Working at Heritage Place, she interacts with several vets who live there as well. One of them, Donald Orr, passed away in July. The 92-year-old Air Force veteran flew 187 missions, most of them in combat. “He told me God must have had a purpose for allowing him to fly so many missions without getting wounded. He knew he had to serve God,” Betty said. Donald and his bride, Violet, served in Colombia as music missionaries for 34 years. After retiring, he remained active with the Texas Baptist Men and the Singing Men of Texas until his 89th birthday. Donald represented the kind of men who inspire Betty to honor veterans. “I always wanted to do something, but never thought I could,” she said. When she heard the poem “I Am a Veteran” by Andrea C. Brett, Betty couldn’t hold back tears. While she was talking with friends one day, someone said, “We need a veterans’ park.” Betty responded, “That’s a great idea!” She knew building a memorial required funds, a location and the support of her community. Betty was willing to try. Initially, she asked her friends for support. Rocky Bransom and Jim Garrett gave permission to put the park between their office buildings on Renfro near Interstate 35.
Applying lessons learned during her lifetime of volunteering, Betty began a three-and-a-half-year project that produced a legacy. The city helped, and citizens of Burleson donated money proving Burleson remains a patriotic city. Some people gave larger sums, receiving recognition on a plaque in the park. “But it was the one-, five- or 20-dollar donations that did it,” Betty said. “The outpouring from the general public was astounding.” The park offers a peaceful place surrounded by the busy atmosphere of a growing town. A majestic eagle statue watches over the park. With wings lifted high, the eagle looks as if he wants to take flight, soaring over Old Town in honor of veterans from the proud city. The base highlights different military branches on each side. The POW/MIA monument reminds visitors some soldiers didn’t come home, and no one knows for sure what happened to them. A small monument bears an inscription admitting not all wounds are physical, bringing to mind many men and women who suffer from post-traumatic stress disorder. The words challenge all who read them not to forget those wounds, because freedom is never free.

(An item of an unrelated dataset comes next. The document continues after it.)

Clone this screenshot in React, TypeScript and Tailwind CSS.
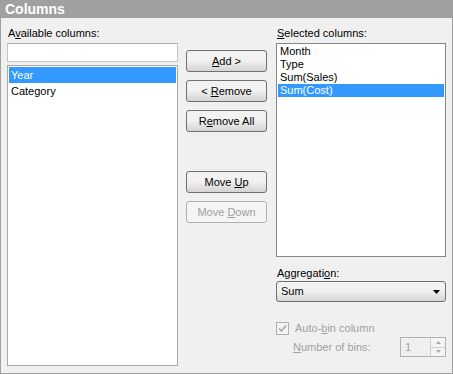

The biggest monument, erected by the Military Order of the Purple Heart and the city of Burleson, honors those wounded in battle. The red stone represents blood shed by men and women while serving the United States and fighting to protect freedom. Bricks line the walkways with the names of veterans. “I expected about 500 bricks,” Betty said, “and we have sold about 1,500.” They exceeded the amount she budgeted, so they began selling them. Families can still purchase bricks at City Hall to honor or memorialize loved ones. Benches encircle a large fountain. The serene atmosphere invites local residents and visitors. Most days, Betty sees people relaxing in the park, sometimes eating lunch or perhaps simply sitting, deep in reflection. On January 21, 2014, Betty and members of the Purple Hearts attended the City Council meeting. Mayor Ken Shetter praised Betty’s involvement in honoring veterans. He said, “There’s nothing we’ve done that she wasn’t there pushing us to do.” He then read a signed proclamation designating Burleson as a Purple Heart City. The document confirms Burleson’s commitment to support veterans.
Growing from a small town to almost 40,000 residents hasn’t diminished patriotism in this city. Betty proudly observed that whenever veterans participate in parades, people stand in honor, often saluting them. Currently, bricks at the park don’t include many names for those who spent time in Afghanistan or Iraq. As the number of older veterans dwindles, Betty hopes families of younger veterans will place bricks in their honor or memory. The park is the culmination of Betty’s volunteer efforts thus far. Nevertheless, she’s quick to say it isn’t about her. The memorial belongs to those who served our country. Some sacrificed more than others did, but all gave of themselves. The eagle stands as a symbol of strength, but more importantly, as a reminder of freedom that men and women fought to preserve. A reminder none of us should ever forget.